A maioria dos indígenas presos no Reformatório Krenak e depois transferidos para a Fazenda Guarani não tiveram a chance de voltar para seus povos. A família pankararu, por exemplo, permaneceu em Minas e fundou as comunidades Atukaré, na cidade de Coronel Murta, e Cinta Vermelha Jundida, em Araçuaí. Seguem cultivando suas tradições e a luta, que parece acompanhá-los por toda a vida. “Meio século depois, nossa questão continua sendo o território”, lastima Cleonice.

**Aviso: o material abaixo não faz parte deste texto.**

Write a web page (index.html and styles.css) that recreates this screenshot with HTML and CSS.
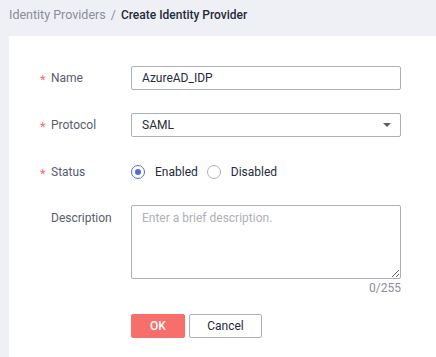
FILE: index.html
```html
<!DOCTYPE html>
<html lang="en">
<head>
  <meta charset="UTF-8">
  <meta name="viewport" content="width=device-width, initial-scale=1.0">
  <title>Create Identity Provider</title>
  <link rel="stylesheet" href="styles.css">
</head>
<body>
  <div class="breadcrumb">
    <a class="crumb-link" href="#">Identity Providers</a>
    <span class="crumb-sep">/</span>
    <span class="crumb-current">Create Identity Provider</span>
  </div>

  <div class="card">
    <form class="form">
      <div class="form-item">
        <label class="form-label required">Name</label>
        <input class="text-input" type="text" value="AzureAD_IDP">
      </div>

      <div class="form-item">
        <label class="form-label required">Protocol</label>
        <div class="select">
          <span>SAML</span>
          <span class="select-arrow"></span>
        </div>
      </div>

      <div class="form-item status-item">
        <label class="form-label required">Status</label>
        <div class="radio-group">
          <label class="radio checked"><span class="radio-dot"></span>Enabled</label>
          <label class="radio"><span class="radio-dot"></span>Disabled</label>
        </div>
      </div>

      <div class="form-item desc-item">
        <label class="form-label">Description</label>
        <div class="textarea-wrap">
          <textarea class="textarea" placeholder="Enter a brief description."></textarea>
          <div class="counter">0/255</div>
        </div>
      </div>

      <div class="form-actions">
        <button type="button" class="btn btn-primary">OK</button>
        <button type="button" class="btn btn-default">Cancel</button>
      </div>
    </form>
  </div>
</body>
</html>
```

FILE: styles.css
```css
body {
  margin: 0;
  background-color: #eef0f5;
  font-family: Roboto, "Liberation Sans", Arial, sans-serif;
  font-size: 12px;
  color: #252b3a;
}
.breadcrumb {
  height: 36px;
  box-sizing: border-box;
  padding: 7px 0 0 9px;
  display: flex;
  align-items: flex-start;
  font-size: 12.5px;
  line-height: 16px;
}
.crumb-link {
  color: #8a8e99;
  text-decoration: none;
}
.crumb-sep {
  color: #8a8e99;
  margin: 0 5px;
}
.crumb-current {
  color: #252b3a;
  font-weight: 500;
  font-size: 12px;
}
.card {
  margin-left: 9px;
  background: #fff;
  min-height: 321px;
  padding-top: 30px;
  box-sizing: border-box;
}
.form-item {
  display: flex;
  align-items: center;
  margin-bottom: 23px;
}
.form-label {
  width: 80px;
  padding-left: 42px;
  color: #575d6c;
  font-size: 12px;
  position: relative;
}
.form-label.required::before {
  content: "*";
  position: absolute;
  left: 31px;
  top: 1px;
  color: #f66f6a;
  font-size: 13px;
}
.text-input,
.select,
.textarea {
  width: 270px;
  height: 24px;
  box-sizing: border-box;
  border: 1px solid #adb0b8;
  border-radius: 2px;
  padding: 0 10px;
  font-family: inherit;
  font-size: 12px;
  color: #252b3a;
  outline: none;
}
.select {
  display: flex;
  align-items: center;
  justify-content: space-between;
  padding-right: 9px;
}
.select-arrow {
  width: 0;
  height: 0;
  border-left: 4px solid transparent;
  border-right: 4px solid transparent;
  border-top: 4px solid #575d6c;
}
.status-item {
  margin-bottom: 21px;
}
.radio-group {
  display: flex;
  align-items: center;
  height: 24px;
}
.radio {
  display: flex;
  align-items: center;
  color: #252b3a;
  margin-right: 9px;
}
.radio-dot {
  width: 14px;
  height: 14px;
  box-sizing: border-box;
  border: 1px solid #adb0b8;
  border-radius: 50%;
  margin-right: 10px;
  position: relative;
}
.radio.checked .radio-dot {
  border-color: #526ecc;
}
.radio.checked .radio-dot::after {
  content: "";
  position: absolute;
  left: 3px;
  top: 3px;
  width: 6px;
  height: 6px;
  border-radius: 50%;
  background: #526ecc;
}
.desc-item {
  align-items: flex-start;
  margin-bottom: 17px;
}
.desc-item .form-label {
  padding-top: 6px;
}
.textarea {
  display: block;
  height: 74px;
  padding: 5px 10px;
  resize: vertical;
}
.textarea::placeholder {
  color: #adb0b8;
}
.counter {
  text-align: right;
  color: #8a8e99;
  line-height: 18px;
}
.form-actions {
  padding-left: 122px;
  display: flex;
  gap: 4px;
}
.btn {
  height: 24px;
  border-radius: 2px;
  font-family: inherit;
  font-size: 12px;
  cursor: pointer;
}
.btn-primary {
  width: 54px;
  background: #f66f6a;
  border: 1px solid #f66f6a;
  color: #fff;
  font-weight: 500;
}
.btn-default {
  width: 73px;
  background: #fff;
  border: 1px solid #adb0b8;
  color: #252b3a;
}
```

Comissão recomenda demarcação de terras e que investigações continuem
Ao final de dois anos de pesquisas, a Comissão da Verdade de Minas Gerais divulgou 14 orientações, principalmente para o governo, com o objetivo de reparar danos causados aos indígenas. Na continuação das apurações, recomenda-se a criação de uma Comissão Nacional Indígena da Verdade, a investigação das perseguições aos apoiadores da luta indígena e das mortes de Waldomiro Maxacali e Osmino Maxacali, assassinados em 1982. Pede-se também o envio do relatório à Procuradoria Regional do Ministério Público Estadual para instaurar inquéritos e tomar as medidas cabíveis.
A conclusão das demarcações das terras indígenas também é preocupação da Covemg, já que a maioria dos conflitos tem relação com a terra. A comissão recomenda que o Estado brasileiro faça um pedido público de desculpas aos indígenas, por ter sido parte no roubo dos seus territórios e no desrespeito de seus direitos. E que a Lei 11.645 seja cumprida e as escolas comecem a ensinar sobre a triste violação dos povos indígenas no Brasil.